[Records from a dataset]
* * *
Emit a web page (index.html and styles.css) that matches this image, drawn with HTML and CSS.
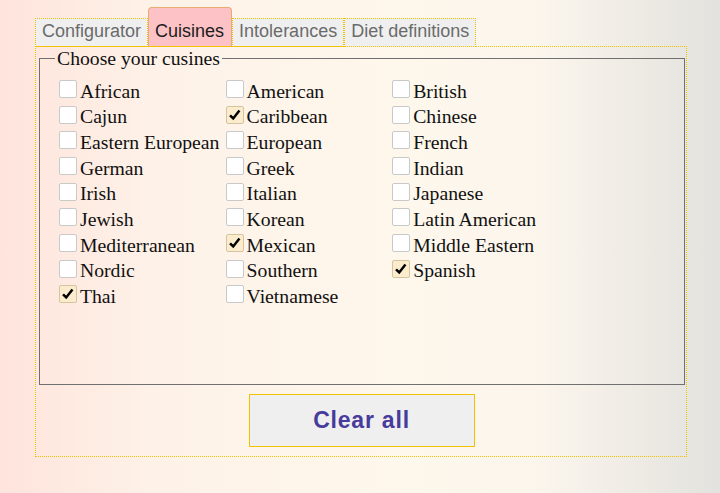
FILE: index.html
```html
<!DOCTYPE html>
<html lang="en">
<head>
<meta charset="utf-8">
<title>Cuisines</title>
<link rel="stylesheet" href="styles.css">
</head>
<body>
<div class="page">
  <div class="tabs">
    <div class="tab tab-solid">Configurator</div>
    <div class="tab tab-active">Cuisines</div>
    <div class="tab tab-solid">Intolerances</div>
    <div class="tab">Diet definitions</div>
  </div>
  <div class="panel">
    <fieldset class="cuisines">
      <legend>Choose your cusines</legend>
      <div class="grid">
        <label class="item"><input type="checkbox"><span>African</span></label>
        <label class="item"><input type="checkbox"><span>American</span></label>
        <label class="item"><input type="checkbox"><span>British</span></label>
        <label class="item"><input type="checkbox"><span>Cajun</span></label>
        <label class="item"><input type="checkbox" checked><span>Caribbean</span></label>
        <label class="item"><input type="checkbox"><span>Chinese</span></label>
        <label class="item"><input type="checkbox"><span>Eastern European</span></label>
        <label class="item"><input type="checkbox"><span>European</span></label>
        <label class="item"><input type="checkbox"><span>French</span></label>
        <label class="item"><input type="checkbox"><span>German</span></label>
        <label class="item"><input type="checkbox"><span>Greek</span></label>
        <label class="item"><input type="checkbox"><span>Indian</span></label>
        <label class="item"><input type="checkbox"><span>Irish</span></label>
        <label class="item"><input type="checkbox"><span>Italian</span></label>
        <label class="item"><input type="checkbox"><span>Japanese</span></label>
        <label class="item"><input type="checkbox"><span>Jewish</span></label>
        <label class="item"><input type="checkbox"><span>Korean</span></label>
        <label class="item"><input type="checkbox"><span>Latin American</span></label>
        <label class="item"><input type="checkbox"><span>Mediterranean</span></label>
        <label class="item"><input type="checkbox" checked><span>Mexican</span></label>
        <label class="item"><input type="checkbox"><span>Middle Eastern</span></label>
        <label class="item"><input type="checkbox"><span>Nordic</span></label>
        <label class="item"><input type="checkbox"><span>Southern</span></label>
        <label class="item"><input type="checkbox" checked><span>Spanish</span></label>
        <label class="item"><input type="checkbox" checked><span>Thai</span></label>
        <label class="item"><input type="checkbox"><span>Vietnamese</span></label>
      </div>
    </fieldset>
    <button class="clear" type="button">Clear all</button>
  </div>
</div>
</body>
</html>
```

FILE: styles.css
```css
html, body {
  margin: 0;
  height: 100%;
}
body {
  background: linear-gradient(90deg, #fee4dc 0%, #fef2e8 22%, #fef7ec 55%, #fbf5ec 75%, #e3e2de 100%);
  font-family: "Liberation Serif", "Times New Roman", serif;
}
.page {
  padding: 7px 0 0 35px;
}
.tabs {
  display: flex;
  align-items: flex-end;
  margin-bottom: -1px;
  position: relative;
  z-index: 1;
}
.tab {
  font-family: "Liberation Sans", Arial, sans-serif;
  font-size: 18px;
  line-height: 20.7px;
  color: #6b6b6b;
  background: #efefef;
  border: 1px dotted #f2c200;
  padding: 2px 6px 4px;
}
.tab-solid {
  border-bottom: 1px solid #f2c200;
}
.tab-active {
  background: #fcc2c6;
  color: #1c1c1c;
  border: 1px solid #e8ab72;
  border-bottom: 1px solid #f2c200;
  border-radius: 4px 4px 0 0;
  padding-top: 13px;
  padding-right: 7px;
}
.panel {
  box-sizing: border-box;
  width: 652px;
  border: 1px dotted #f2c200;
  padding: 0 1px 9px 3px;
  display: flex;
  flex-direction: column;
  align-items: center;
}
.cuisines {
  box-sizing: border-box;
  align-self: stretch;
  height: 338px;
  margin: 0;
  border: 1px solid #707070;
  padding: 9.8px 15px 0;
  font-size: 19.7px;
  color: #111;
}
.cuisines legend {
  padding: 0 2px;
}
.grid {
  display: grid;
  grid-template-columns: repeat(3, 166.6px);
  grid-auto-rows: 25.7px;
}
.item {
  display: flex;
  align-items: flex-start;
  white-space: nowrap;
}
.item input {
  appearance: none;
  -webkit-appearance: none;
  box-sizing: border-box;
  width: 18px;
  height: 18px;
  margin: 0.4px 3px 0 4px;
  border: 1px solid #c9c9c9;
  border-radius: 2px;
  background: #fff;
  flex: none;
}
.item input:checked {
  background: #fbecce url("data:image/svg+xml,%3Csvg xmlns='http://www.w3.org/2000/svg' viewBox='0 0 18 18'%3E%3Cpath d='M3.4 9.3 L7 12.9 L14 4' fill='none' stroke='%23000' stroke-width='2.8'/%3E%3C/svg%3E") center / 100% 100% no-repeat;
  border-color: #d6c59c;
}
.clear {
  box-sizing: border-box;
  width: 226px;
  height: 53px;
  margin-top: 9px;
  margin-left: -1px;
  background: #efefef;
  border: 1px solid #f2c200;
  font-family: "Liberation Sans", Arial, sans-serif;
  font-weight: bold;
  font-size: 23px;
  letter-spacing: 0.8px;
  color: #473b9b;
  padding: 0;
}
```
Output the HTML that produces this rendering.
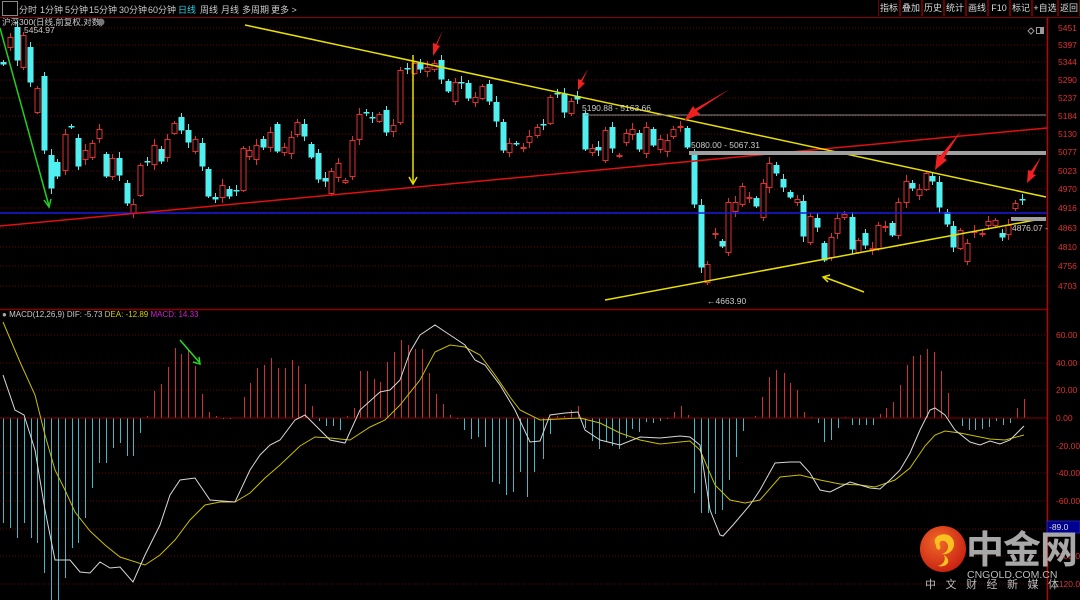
* * *
*Short problem:* Of the lines in the entries above, how many include "index"? Only the number should be given.

*Exercise answer:* 3